The change would not affect those who receive transfers under state law.
School Board Attorney Robert Thomas said the new change will begin starting with the 2018-2019 school year when only seniors living outside the district be allowed a transfer.
Siblings of seniors would not be granted transfers under the new policy during that school year.
Beginning with the 2019-2020 school year, no transfers to other districts will be approved except for the two reasons granted under state law.
The law allows transfers for students if a parent works in another school district like Union.
Students are also allowed transfers under the law if they must ride a bus 30 or more miles to or from their school.
Thomas said close to 200 students receive transfers to the Union and Sebastopol school districts from Neshoba County.
“With those children, go $5,000 each in state funds,” he said.
School Board President Johnny Crenshaw said the transfer policy change comes in the wake of annual cuts in state funding for the school district.
“One of the ways we get money is by the number of students who attend our school day-by-day,” he said.
“It turns into a lot of money going out of the county.
The only other way to get money is to raise taxes.
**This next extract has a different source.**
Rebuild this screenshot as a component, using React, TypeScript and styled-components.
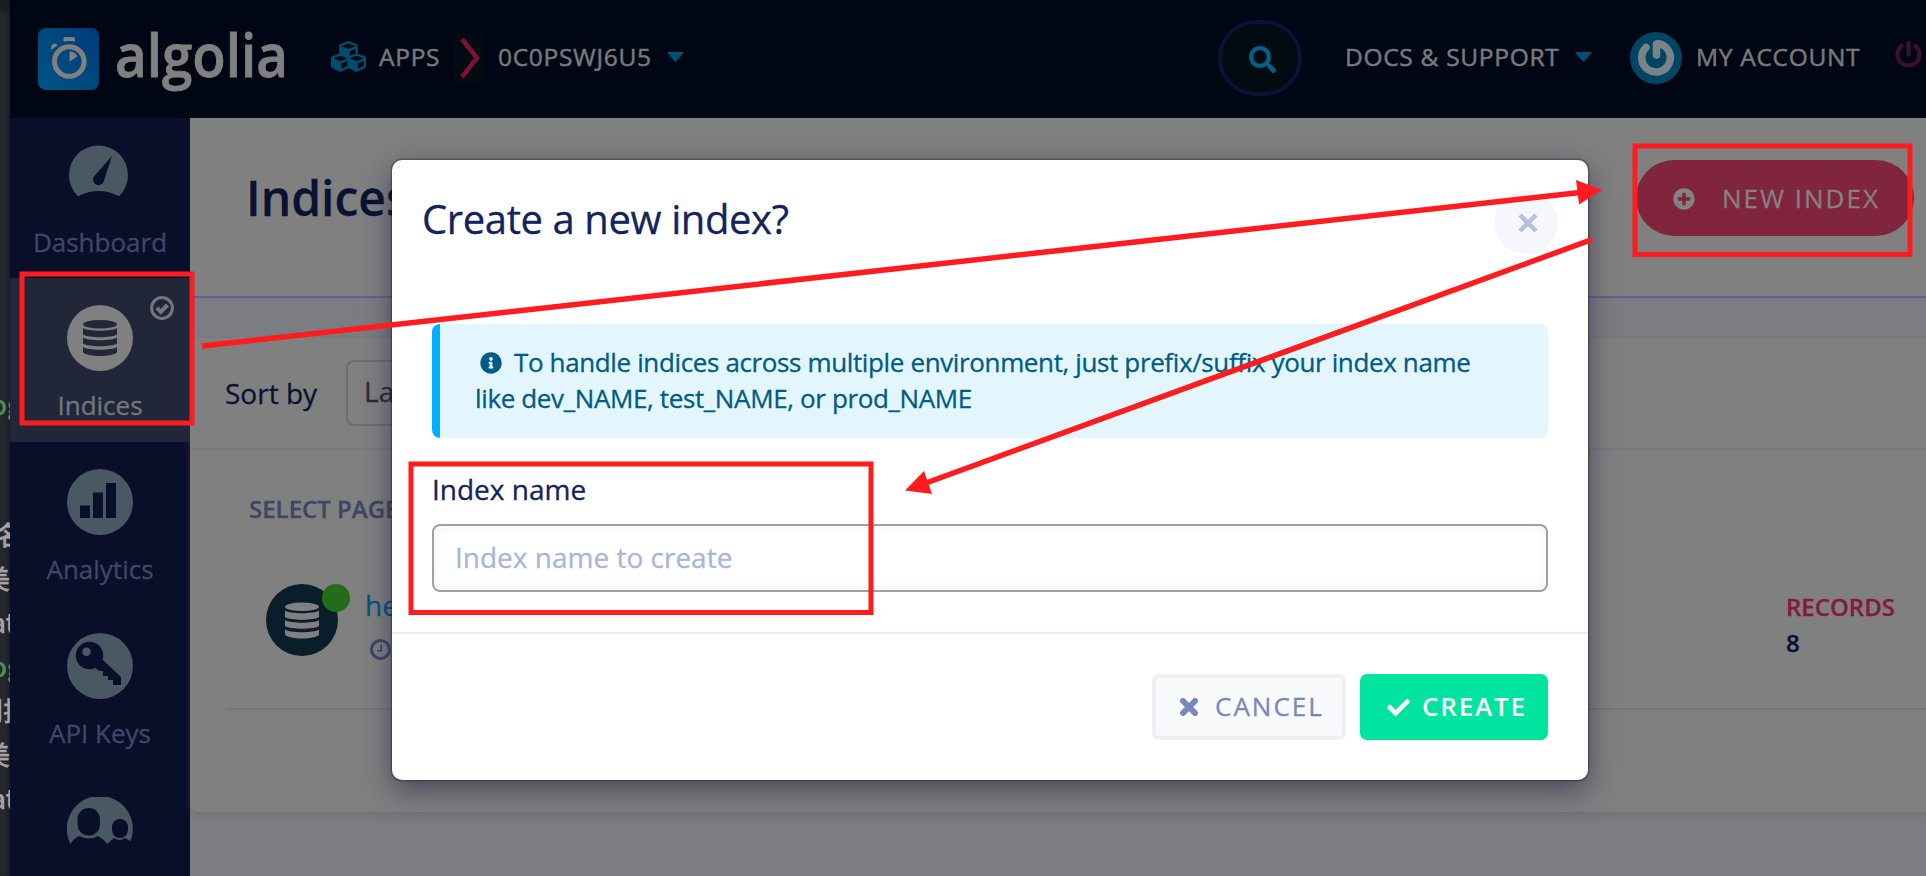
import React from "react";
import styled, { createGlobalStyle } from "styled-components";
import { FaCubes, FaSearch, FaPlusCircle, FaInfoCircle, FaPowerOff, FaCheck } from "react-icons/fa";

const GlobalStyle = createGlobalStyle`
  * { box-sizing: border-box; }
  body { margin: 0; background: #22252d; overflow: hidden; }
  body, button, input { font-family: "Open Sans", "Noto Sans", sans-serif; -webkit-text-stroke: 0.3px; }
`;

const Screen = styled.div`
  position: relative;
  display: flex;
  width: 1926px;
  height: 876px;
  overflow: hidden;
`;

const EditorStrip = styled.aside`
  flex: none;
  width: 10px;
  height: 876px;
  padding-top: 382px;
  overflow: hidden;
  background: linear-gradient(#1b1d20 0 8px, #25272e 14px);
  box-shadow: inset -3px 0 4px -2px #14161b;
`;

const EditorLine = styled.div<{ $green?: boolean; $gap?: number; $shift?: number }>`
  height: 44px;
  margin-top: ${(p) => p.$gap ?? 0}px;
  margin-left: ${(p) => p.$shift ?? 0}px;
  font: 500 26px/44px "Noto Sans CJK SC", sans-serif;
  white-space: nowrap;
  color: ${(p) => (p.$green ? "#4c8f57" : "#a3a3a3")};
`;

const Page = styled.div`
  flex: 1;
  display: flex;
  flex-direction: column;
`;

const TopBar = styled.header`
  display: flex;
  align-items: center;
  height: 118px;
  padding: 0 0 0 28px;
  background: #000613;
  white-space: nowrap;
  overflow: hidden;
`;

const TopLink = styled.span<{ $w: number; $ml: number }>`
  width: ${(p) => p.$w}px;
  margin-left: ${(p) => p.$ml}px;
  flex: none;
  font-size: 24.5px;
  letter-spacing: 0.7px;
  line-height: 34px;
  margin-top: -5px;
  color: #77797e;
  -webkit-text-stroke: 0.5px;
`;

const TopIcon = styled.span<{ $w: number; $ml: number; $c: string; $mt?: number }>`
  display: flex;
  flex: none;
  width: ${(p) => p.$w}px;
  margin-left: ${(p) => p.$ml}px;
  margin-top: ${(p) => p.$mt ?? 0}px;
  color: ${(p) => p.$c};
  svg { display: block; flex: none; }
`;

const SearchButton = styled.button`
  display: flex;
  align-items: center;
  justify-content: center;
  flex: none;
  width: 84px;
  height: 76px;
  margin: -2px 0 0 534px;
  padding: 2px 0 0 4px;
  border: 4px solid #091335;
  border-radius: 38px;
  background: #020a12;
  color: #00618b;
  font-size: 27px;
`;

const Body = styled.div`
  flex: 1;
  display: flex;
  min-height: 0;
`;

const Sidebar = styled.nav`
  flex: none;
  width: 180px;
  background: #090f28;
  overflow: hidden;
`;

const NavItem = styled.div<{ $active?: boolean; $first?: boolean }>`
  position: relative;
  height: ${(p) => (p.$first ? 160 : 164)}px;
  padding-top: ${(p) => (p.$first ? 22 : 27)}px;
  display: flex;
  flex-direction: column;
  align-items: center;
  background: ${(p) => (p.$active ? "#212639" : "transparent")};
  color: ${(p) => (p.$active ? "#73767f" : "#40476a")};
  font-size: 26px;
  line-height: 36px;
  svg { display: block; }
`;

const NavLabel = styled.span<{ $mt?: number }>`
  margin-top: ${(p) => p.$mt ?? 16}px;
  white-space: nowrap;
`;

const ActiveMark = styled.span`
  position: absolute;
  right: 16px;
  top: 18px;
`;

const Main = styled.main`
  flex: 1;
  display: flex;
  flex-direction: column;
  background: #7c7d82;
  min-width: 0;
`;

const PageHeader = styled.section`
  display: flex;
  align-items: flex-start;
  justify-content: space-between;
  flex: none;
  height: 180px;
  padding: 42px 12px 0 59px;
  background: #808080;
  border-bottom: 2px solid #62638a;
`;

const PageTitle = styled.h1`
  margin: -2px 0 0 -3px;
  font-size: 48px;
  line-height: 80px;
  font-weight: 600;
  color: #091231;
`;

const NewIndexButton = styled.button`
  display: flex;
  align-items: center;
  width: 278px;
  height: 76px;
  padding: 0 0 1px 37px;
  border: 0;
  border-radius: 38px;
  background: #80253d;
  color: #858183;
  font-size: 26px;
  letter-spacing: 2px;
  white-space: nowrap;
  svg { font-size: 22px; margin: 2px 27px 0 0; flex: none; }
`;

const Panel = styled.section`
  flex: none;
  height: 474px;
  margin-top: 40px;
  background: #808080;
  border-radius: 0 0 0 8px;
  box-shadow: 0 4px 8px -2px rgba(95, 95, 100, 0.5);
`;

const SortRow = styled.div`
  display: flex;
  align-items: center;
  height: 112px;
  padding: 0 0 1px 35px;
  border-bottom: 2px solid #7a7a82;
  font-size: 28px;
  color: #091231;
`;

const SortSelect = styled.div`
  width: 300px;
  height: 66px;
  margin-left: 29px;
  padding-left: 16px;
  border: 2px solid #6d6d6d;
  border-radius: 8px;
  line-height: 59px;
  color: #2b2d33;
`;

const SelectRow = styled.div`
  padding: 43px 0 0 59px;
  height: 120px;
  font-size: 24px;
  line-height: 32px;
  font-weight: 600;
  color: #3e4565;
`;

const IndexRow = styled.div`
  display: flex;
  margin-left: 36px;
  padding: 14px 0 0 40px;
  height: 140px;
  border-bottom: 2px solid #77777a;
`;

const IndexAvatar = styled.div`
  position: relative;
  display: flex;
  align-items: center;
  justify-content: center;
  width: 72px;
  height: 72px;
  border-radius: 50%;
  background: #0a1d2b;
`;

const StatusDot = styled.i`
  position: absolute;
  right: -12px;
  top: 0;
  width: 28px;
  height: 28px;
  border-radius: 50%;
  background: #256b1c;
`;

const IndexMeta = styled.div`
  margin: 2px 0 0 27px;
  font-size: 28px;
  line-height: 38px;
  color: #005681;
  svg { display: block; margin: 15px 0 0 5px; color: #3e4565; }
`;

const Records = styled.div`
  margin: 5px 28px 0 auto;
  width: 112px;
  font-size: 24px;
  line-height: 36px;
  font-weight: 600;
  color: #831a3e;
  b { display: block; color: #051233; font-weight: 600; }
`;

const Modal = styled.div`
  position: absolute;
  left: 392px;
  top: 160px;
  width: 1196px;
  height: 620px;
  display: flex;
  flex-direction: column;
  border-radius: 10px;
  background: #fff;
  box-shadow: 0 0 0 1.5px rgba(0, 0, 0, 0.25), 0 10px 30px rgba(35, 28, 62, 0.6);
`;

const ModalHeader = styled.div`
  display: flex;
  justify-content: space-between;
  height: 164px;
  padding: 30px 30px 0 30px;
`;

const ModalTitle = styled.h2`
  margin: 3px 0 0;
  font-size: 40px;
  line-height: 52px;
  font-weight: 400;
  letter-spacing: -0.4px;
  color: #14235a;
`;

const CloseButton = styled.button`
  display: flex;
  align-items: center;
  justify-content: center;
  width: 64px;
  height: 64px;
  padding: 2px 0 0 3px;
  border: 0;
  border-radius: 50%;
  background: #f5f7fd;
  color: #b5bfde;
`;

const ModalBody = styled.div`
  flex: 1;
  padding: 0 40px;
`;

const Notice = styled.div`
  height: 114px;
  padding: 20px 35px;
  border-left: 8px solid #00b0ff;
  border-radius: 8px;
  background: #e3f6fe;
  font-size: 26px;
  line-height: 36px;
  letter-spacing: -0.37px;
  color: #005b85;
  white-space: nowrap;
  svg { margin: 0 12px 0 5px; font-size: 22px; vertical-align: -2px; }
`;

const FieldLabel = styled.label`
  display: block;
  margin-top: 32px;
  height: 54px;
  font-size: 28px;
  line-height: 38px;
  color: #14235a;
`;

const TextInput = styled.input`
  display: block;
  width: 100%;
  height: 68px;
  padding: 0 20px 3px 21px;
  border: 2px solid #a0a0a0;
  border-radius: 8px;
  box-shadow: inset 0 0 12px rgba(0, 0, 0, 0.06);
  font-size: 28px;
  outline: 0;
  &::placeholder { color: #a9b6da; opacity: 1; }
`;

const ModalFooter = styled.div`
  display: flex;
  justify-content: flex-end;
  gap: 14px;
  height: 148px;
  padding: 40px 40px 0;
  border-top: 2px solid #e8ecf1;
`;

const ActionButton = styled.button<{ $primary?: boolean }>`
  display: flex;
  align-items: center;
  width: ${(p) => (p.$primary ? 188 : 194)}px;
  height: 66px;
  padding: 0 0 2px ${(p) => (p.$primary ? 27 : 23)}px;
  border: ${(p) => (p.$primary ? "0" : "4px solid #eff0f7")};
  border-radius: 7px;
  background: ${(p) => (p.$primary ? "#00e4a0" : "#f9fafc")};
  color: ${(p) => (p.$primary ? "#fff" : "#7888bd")};
  font-size: 26px;
  font-weight: ${(p) => (p.$primary ? 600 : 400)};
  letter-spacing: ${(p) => (p.$primary ? 1.8 : 2)}px;
  -webkit-text-stroke: ${(p) => (p.$primary ? 0 : 0.3)}px;
  white-space: nowrap;
  svg { flex: none; margin: 2px ${(p) => (p.$primary ? 12 : 16)}px 0 0; }
`;

const Annotations = styled.svg`
  position: absolute;
  inset: 0;
  pointer-events: none;
`;

const Disc = ({ fill, children }: { fill: string; children: React.ReactNode }) => (
  <svg width="66" height="66" viewBox="0 0 66 66">
    <circle cx="33" cy="33" r="33" fill={fill} />
    {children}
  </svg>
);

const Stack = ({ fill }: { fill: string }) => (
  <g fill={fill}>
    <ellipse cx="17" cy="4.3" rx="17" ry="4.3" />
    <path d="M0 8c5 3.600 29 3.600 34 0v6.500c-5 3.600-29 3.600-34 0z" />
    <path d="M0 17.500c5 3.600 29 3.600 34 0v6c-5 3.600-29 3.600-34 0z" />
    <path d="M0 27c5 3.600 29 3.600 34 0v5.500c-5 4.600-29 4.600-34 0z" />
  </g>
);

const Caret = () => (
  <svg width="17" height="10" viewBox="0 0 17 10"><path d="M1 0h15q1 0 .5 1L9 9.500q-.5.500-1 0L.5 1Q0 0 1 0z" fill="currentColor" /></svg>
);

const CheckRing = () => (
  <svg width="24" height="24" viewBox="0 0 24 24" fill="none" stroke="currentColor">
    <circle cx="12" cy="12" r="10.400" strokeWidth="3" />
    <path d="M6.800 11.800l4 4 6.700-6.800" strokeWidth="4" />
  </svg>
);

const ClockRing = () => (
  <svg width="21" height="21" viewBox="0 0 21 21" fill="none" stroke="currentColor">
    <circle cx="10.500" cy="10.500" r="9" strokeWidth="3" />
    <path d="M11.200 5.500v6.200H7" strokeWidth="1.600" />
  </svg>
);

const Logo = () => (
  <svg width="250" height="76" viewBox="0 0 250 76">
    <defs>
      <linearGradient id="tile" x1="0" y1="1" x2="1" y2="0">
        <stop offset="0" stopColor="#005583" />
        <stop offset="1" stopColor="#003a7a" />
      </linearGradient>
    </defs>
    <rect x="0" y="7" width="61" height="62" rx="8" fill="url(#tile)" />
    <circle cx="31.300" cy="40.500" r="14.800" fill="none" stroke="#808080" strokeWidth="5" />
    <path d="M25.500 20.500v-2.500q0-2 2-2h7.500q2 0 2 2v2.500q-5.700-1-11.500 0z" fill="#808080" />
    <path d="M14 28.500l-1-1.200q-.5-2.500 2-4.300 2-1.200 3.800.3l.8.900z" fill="#808080" />
    <path d="M31.500 30.300q5.500.5 8 5l-8 5.500z" fill="#808080" />
    <text x="77" y="56" fontFamily="Open Sans, sans-serif" fontSize="59" fontWeight="600" textLength="173" lengthAdjust="spacingAndGlyphs" fill="#808080" stroke="#808080" strokeWidth="0.8">algolia</text>
  </svg>
);

const PowerAvatar = () => (
  <svg width="52" height="52" viewBox="0 0 52 52">
    <circle cx="26" cy="26" r="26" fill="#004563" />
    <path d="M16 15.500A14.300 14.300 0 1 0 28.500 11.600L26.500 12V23" fill="none" stroke="#7a8486" strokeWidth="7.500" strokeLinecap="round" strokeLinejoin="round" />
  </svg>
);

export default function App() {
  return (
    <Screen>
      <GlobalStyle />
      <EditorStrip>
        <EditorLine $green $shift={-9}>og</EditorLine>
        <EditorLine $gap={86} $shift={-3}>名</EditorLine>
        <EditorLine $shift={-16}>美</EditorLine>
        <EditorLine $shift={-9}>at</EditorLine>
        <EditorLine $green $shift={-9}>og</EditorLine>
        <EditorLine $shift={-23}>到排</EditorLine>
        <EditorLine $shift={-16}>美</EditorLine>
        <EditorLine $shift={-9}>at</EditorLine>
      </EditorStrip>
      <Page>
        <TopBar>
          <Logo />
          <TopIcon $w={35} $ml={43} $c="#004d6e" $mt={-6}><FaCubes size={35} /></TopIcon>
          <TopLink $w={61} $ml={13}>APPS</TopLink>
          <TopIcon $w={30} $ml={14} $c="#7e1236" $mt={-2}>
            <svg width="30" height="48" viewBox="0 0 30 48">
              <rect width="30" height="48" fill="#020a12" />
              <path d="M8 5l15 19L8 43" fill="none" stroke="currentColor" strokeWidth="4.500" />
            </svg>
          </TopIcon>
          <TopLink $w={152} $ml={14}>0C0PSWJ6U5</TopLink>
          <TopIcon $w={17} $ml={17} $c="#005074" $mt={-5}><Caret /></TopIcon>
          <SearchButton><FaSearch /></SearchButton>
          <TopLink $w={214} $ml={43}>DOCS &amp; SUPPORT</TopLink>
          <TopIcon $w={17} $ml={16} $c="#005074" $mt={-5}><Caret /></TopIcon>
          <TopIcon $w={52} $ml={38} $c="#004563" $mt={-2}><PowerAvatar /></TopIcon>
          <TopLink $w={166} $ml={14}>MY ACCOUNT</TopLink>
          <TopIcon $w={26} $ml={33} $c="#3b1228" $mt={-9}><FaPowerOff size={27} /></TopIcon>
        </TopBar>
        <Body>
          <Sidebar>
            <NavItem $first>
              <svg width="66" height="60" viewBox="0 0 66 60">
                <path d="M10 56.300A29.500 29.500 0 1 1 51 56.300Q31 45.500 10 56.300z" transform="translate(1 0)" fill="#4a5864" />
                <path d="M45 16L36.500 42a5.500 5.500 0 1 1-10-5z" fill="#090f28" />
              </svg>
              <NavLabel $mt={24}>Dashboard</NavLabel>
            </NavItem>
            <NavItem $active>
              <ActiveMark><CheckRing /></ActiveMark>
              <Disc fill="#808080"><g transform="translate(16 15)"><Stack fill="#212639" /></g></Disc>
              <NavLabel>Indices</NavLabel>
            </NavItem>
            <NavItem>
              <Disc fill="#4a5864"><path d="M13 36.500h10V49H13zM26 23.500h10V49H26zM39 14h10v35H39z" fill="#090f28" /></Disc>
              <NavLabel>Analytics</NavLabel>
            </NavItem>
            <NavItem>
              <Disc fill="#4a5864">
                <path d="M36 27L54 44v8h-8v-5h-5v-4h-5v-5h-4l-5-4z" fill="#090f28" />
                <circle cx="22.500" cy="22.500" r="13.800" fill="#090f28" />
                <circle cx="19.500" cy="18.700" r="4.300" fill="#4a5864" />
              </Disc>
              <NavLabel>API Keys</NavLabel>
            </NavItem>
            <NavItem>
              <svg width="66" height="60" viewBox="0 0 66 60">
                <path d="M3.500 47A33 33 0 1 1 63.500 44Q58 41 58 41Q53 45 47 41L40 47Q37 42 31 39Q22 44 12.500 39Q7 41 3.500 47z" fill="#4a5864" />
                <rect x="10.500" y="11" width="22.500" height="27.500" rx="11.200" fill="#090f28" />
                <rect x="45" y="22" width="16" height="19" rx="8" fill="#090f28" />
              </svg>
            </NavItem>
          </Sidebar>
          <Main>
            <PageHeader>
              <PageTitle>Indices</PageTitle>
              <NewIndexButton><FaPlusCircle />NEW INDEX</NewIndexButton>
            </PageHeader>
            <Panel>
              <SortRow>Sort by<SortSelect>Last</SortSelect></SortRow>
              <SelectRow>SELECT PAGE</SelectRow>
              <IndexRow>
                <IndexAvatar>
                  <svg width="34" height="37" viewBox="0 0 34 36"><Stack fill="#808080" /></svg>
                  <StatusDot />
                </IndexAvatar>
                <IndexMeta>he<ClockRing /></IndexMeta>
                <Records>RECORDS<b>8</b></Records>
              </IndexRow>
            </Panel>
          </Main>
        </Body>
      </Page>
      <Modal>
        <ModalHeader>
          <ModalTitle>Create a new index?</ModalTitle>
          <CloseButton>
            <svg width="20" height="20" viewBox="0 0 20 20"><path d="M2 2l16 16M18 2L2 18" stroke="currentColor" strokeWidth="4.500" /></svg>
          </CloseButton>
        </ModalHeader>
        <ModalBody>
          <Notice>
            <FaInfoCircle />To handle indices across multiple environment, just prefix/suffix your index name
            <br />like dev_NAME, test_NAME, or prod_NAME
          </Notice>
          <FieldLabel>Index name</FieldLabel>
          <TextInput placeholder="Index name to create" />
        </ModalBody>
        <ModalFooter>
          <ActionButton>
            <svg width="20" height="18" viewBox="0 0 20 18"><path d="M4 3l12 12M16 3L4 15" stroke="currentColor" strokeWidth="6" strokeLinecap="round" /></svg>
            CANCEL
          </ActionButton>
          <ActionButton $primary><FaCheck size={23} />CREATE</ActionButton>
        </ModalFooter>
      </Modal>
      <Annotations width="1926" height="876" viewBox="0 0 1926 876" fill="none" stroke="#ff1c1f" strokeWidth="5">
        <rect x="22" y="274" width="170" height="149" />
        <rect x="1635" y="146" width="275" height="108.500" />
        <rect x="411" y="464" width="460" height="148.500" />
        <path d="M202 346L1580 192.500M1592 239.500L926 483" strokeWidth="5.500" />
        <path d="M1602 190L1576 180L1579 204.500ZM905 490.500L924 471L932 494Z" fill="#ff1c1f" stroke="none" />
      </Annotations>
    </Screen>
  );
}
There are state mandated step raises for certified teachers but they are non-funded.
“I understand people’s complaints and I am sympathetic to their reasons.
We are also responsible for the 3,200 children we have at Neshoba Central.
We are responsible to keep the school viable for the 3,200 kids that wish to go to our school.
Our responsibility as a board is to make sure we can provide those kids an education.” School Board member Davis Fulton voted against the motion.